Dün tarih, bugün gizem, geleceğimiz ise sır…
Bize öğretilen 3 ana zaman çerçevesinde geçiyor aslında hayatımız; geçmiş , şimdiki zaman ve gelecek zaman. Bazen geçmiş zamanda takılı kaldığımız anlar yaşıyoruz.
Ne tuhaf ki! Yaşamda en geç keşfettiğimiz şey şimdiki zaman.
Tarihimize, geçmişimize sahip çıkmalıyız. Nasıl mücadele verildi? Kahramanlarımız kimler? Cumhuriyetin kurucusu Ulu Önder Mustafa Kemal Atatürk’ün köklü inkılaplarıyla tarihe geçişimiz. Modern bir ulus devletine dönüştürmek için politik, ekonomik ve kültürel reformlara imza atılması. Köklü bir geçmişimiz var. Unutmadık! Unutmayacağız!
Elbette ki hiçbir şey bugünden daha değerli olamaz. Bazen dünü aratır. Bazen anı yaşatır. Teknoloji ve modern dünyanın getirisi her şeyi unutturdu mu? Sizleri bilemem ama ben geçmişimi, dünlerimi arar haldeyim. Her geçen gün bunu daha çok hissetmeye başladım. Sokaklarda büyüdük. Herkes birbirine yaptığı yemek, pasta, çörekten gönderirdi. Komşu duyar, ayıp karşılanır diye kavga etmekten imtina eden bir geçmişi nasıl unuturum! Çocuk olarak sapkınlığa uğrama, istismar edilme bu kadar yoğun değildi. Kadın şiddetti, Kadın cinayetleri nadiren duyulurdu. Yapan kişiyi yasalar dışında hanesi, köylüsü, kentlisi istemeyerek, ayıplayarak cezalandırırlardı. Yanlarına bile yaklaştırmazlardı. Endişe, korku, panik, güvensizlik bugün kadar yoktu. Toplum olarak kendi gölgemize güvenemez haldeyiz. Biz bugüne nasıl böyle geldik. İlk başta tarihimizi ve Türkiye Cumhuriyetinin kurucusu Mustafa Kemal Atatürk’ten bahsettim. Cumhuriyetin kurulmasıyla reformların ardı ardına çağdaş düzeyde yerleşmesiyle o günlerin resimlerine baktığımda bugüne kızıyorum.
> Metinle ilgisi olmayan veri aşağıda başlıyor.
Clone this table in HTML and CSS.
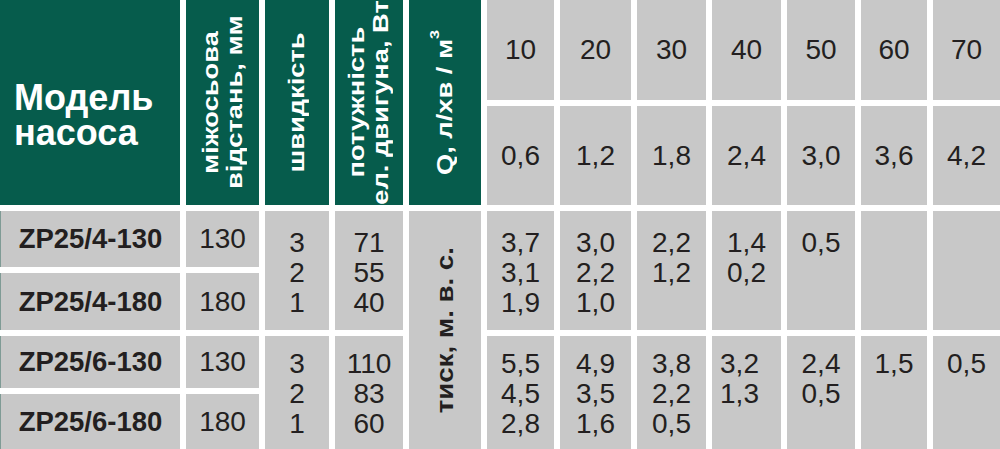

Bir resim karesinde fötr şapkalı Beyefendiler, diz üstü etek ve tayyör giymiş, apartman topuk diye söylediğimiz yüksek ayakkabı giymiş kadınlar ve en önemlisi gözlerinin içi gülen insanlar.
Nasıl özlemeyelim!
Farkında olsanız da olmasanız da aslında hepimizin böyle bir geçmişe ihtiyacı var. Düşüncelerimizi özgürce ifade ettiğimiz, kadın olduğumuz için ötekileştirilmediğimiz, eşit fırsatlardan yararlanabildiğimiz, kahkalarımızla her yeri inlettiğimiz….
Gelecekle ilgili ne, nasıl olacak tahminlerinde bulunmak zor.
Belki,
Kültür seviyemiz; Google dan copy paste yapmadan yazacak seviyeye gelecek midir?
Vizeyle uğraşmadan herkesin tüm ülkeleri gezebilecek imkânı olacak mı?
Algıyla yönetilemeyen, sorgulayıcı Z kuşağı siyasetin en üst kademelerinde bulunacak mı?
Kadınlar kotasız siyaset, Eğitim ve istihdamda eşit fırsatlardan yararlanacak mı?
Elimizde kadına, hayvana, çocuğa, istismara, şiddete hayır, hakkımızı istiyoruz dövizleri değil de, tam aksine mutluyuz birlikte olalım dövizleri olacak mı?
Veya…
Her daim ölüm gerçeğinin farkında olanların ve geçen her saniyenin değerini bilenlerin felsefesi; anı yaşamak diyerek..
Anı yaşayalım, dünü unutalım, sırlarla dolu geleceğimizi ilahi teselliyle bekleyelim mi? Ne dersiniz?